The bill would also expand the mandate of the Auditor General of Canada to include receiving disclosures of wrongdoing and reprisals involving the Office of the Public Sector Integrity Commissioner. It’s another one of the proposals that I referred to earlier.
Finally, the bill would introduce a parliamentary review every five years to provide an opportunity to suggest ways to improve and adjust to an ever-evolving context.
In conclusion, this bill proposes numerous improvements, but it’s important to keep in mind what we’ve heard from numerous experts, which is that even with the best intentions in the world and the finest bill possible, which this bill is not, it all comes down to culture. If we want people to follow the rules, the rules have to be comprehensible and appropriate.
However, it is just as critical to develop organizational cultures that promote disclosure of wrongdoing. Organizations must adopt best practices designed to change the existing culture around disclosure: fear of reprisal.
Judging from the exponentially higher number of complaints, I think we’re making progress. Nobody should jeopardize their career, much less their health, by disclosing illegal acts or behaviours.
Some members of this chamber are former senior public servants, and they speak to the excellence of the Canadian public service.
Whether in Parliament or in our society, we must never take our first-class public service for granted. It is the envy of the world.

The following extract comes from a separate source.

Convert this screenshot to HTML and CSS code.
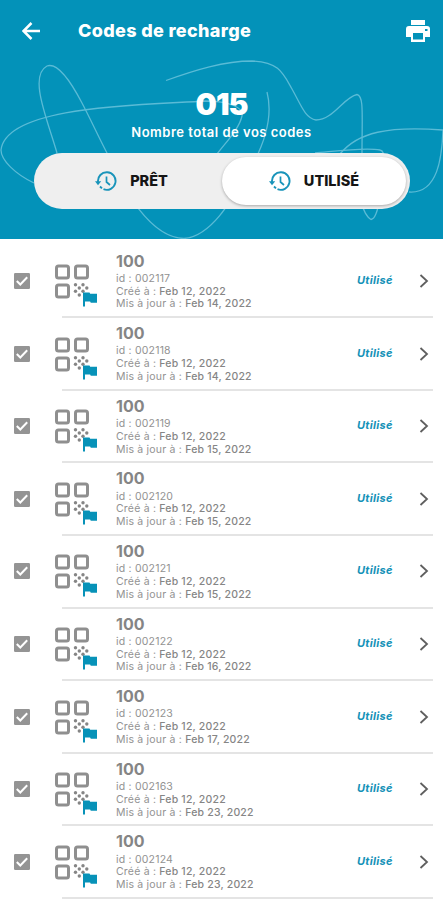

That means treating legitimate whistle-blowers with dignity and justice.
This bill would not only revolutionize existing legislation, but also improve it and enable us to meet several of the 20 internationally recognized criteria.
I think it’s a step in the right direction, and so I would invite anyone who has an interest in the subject to rise to speak in the coming weeks. I hope that senators will support the bill and that it will be quickly sent to committee for review and study and that it will then come back to the Senate so that we can finally send it to Rideau Hall. That way we can finally do what hasn’t been done since 2017, and that is follow up on important recommendations.
Than you for listening. Meegwetch.
Hon. Julie Miville-Dechêne: Would you take a question, Senator Dalphond?
Senator Dalphond: Of course.
Hon. Julie Miville-Dechêne: I tend to agree with this bill in that whistle-blowers are very important for our democracy. I’m wondering how this bill strikes the necessary balance. You said that the burden of proof has been reduced and that the term “gross negligence” has been replaced with “negligence” or something to that effect. Those may not be the exact words. You said that there has already been an increase in complaints. By reducing the burden of proof, isn’t there a risk of being inundated with complaints, some of which may be frivolous? We know that sometimes complaints are filed for revenge and all sorts of other reasons. How can we separate all of that?
I don’t imagine there is a simple answer, but I’m sure that you have thought about the balance that we need to strike.
Senator Dalphond: That’s an excellent question. I asked the same thing this morning of the commissioner when she appeared before the National Finance Committee. I also asked whether she was concerned that passing this bill would provoke a flood of complaints. She replied that she already needs more funding, and that if the bill passes, even more money would be needed, because she does anticipate more complaints.
Does she anticipate a flood of complaints? No. She has expressed her support for the bill and hopes it will pass. However, she will have to be given the resources needed to do her job. Of course, the concept of a public servant who discloses in good faith implies that if the whistle-blowing is done out of revenge, the complaint won’t be accepted. Nevertheless, even if it’s out of revenge, the whistle-blower could still disclose a wrongdoing that goes against the public interest and deserves to be denounced. Casting doubt on his or her motives may not be the right approach. The agreement should be reviewed and investigated, and if it turns out that the facts reported are reprehensible under the law, they should be investigated, regardless of the motivation that led this public servant to turn a blind eye at first, only to eventually do the right thing. So much the better if he or she discloses practices that must be stopped.
The legislation contains provisions that allow the commissioner not to address the complaints, but refer them to other organizations that may be better equipped to deal with them. For example, a unionized public servant might report that a supervisor is psychologically harassing him because he was a whistle-blower, no one took action and now he has to deal with the situation. Perhaps in some cases he might be asked to file a grievance; his union could deal with it and everything could be handled more quickly because the apparatus is equipped to address this type of thing. Maybe other cases will be presented by the Human Rights Commission. The commission has the capacity to refer the files, even to the police in the most serious cases. After filtering the information, the commission would transfer the case to the police, as in the case of this communications director who had a beautiful ranch, a lot of horses and a lot of beautiful properties and who seemed to be getting rewarded by the people getting contracts from him.
Hon. Raymonde Saint-Germain: Senator Dalphond, this bill deals with an issue that I’m deeply interested in, and I’d like to underscore that the Quebec ombud now has vital experience and expertise as the official National Assembly institution responsible for managing Quebec’s whistle-blower legislation. The balance mentioned by our colleague Senator Miville-Dechêne is extremely important. For reasons that are sometimes extremely skewed and biased, complaints are sometimes made without any actual basis.
My question primarily concerns the Quebec experience. Have the consultations held so far taken the Quebec legislation into account and the expertise gained over the past two years? Is the Quebec ombud going to be included among the committee’s witnesses?
Senator Dalphond: The basis for this bill is essentially the 2017 House of Commons committee report. Nearly seven years have passed since 2017. I think your suggestion is a very good idea. If the bill goes to committee, that will no doubt be one of the witnesses I’ll suggest that the steering committee invite. We often forget that Quebec has done a lot of interesting things, but because they operate in another language, they’re not on the radar. It’s a good suggestion, and I’d like to suggest that we invite the person currently in that position. If he’s not available, we’ll ask you to appear.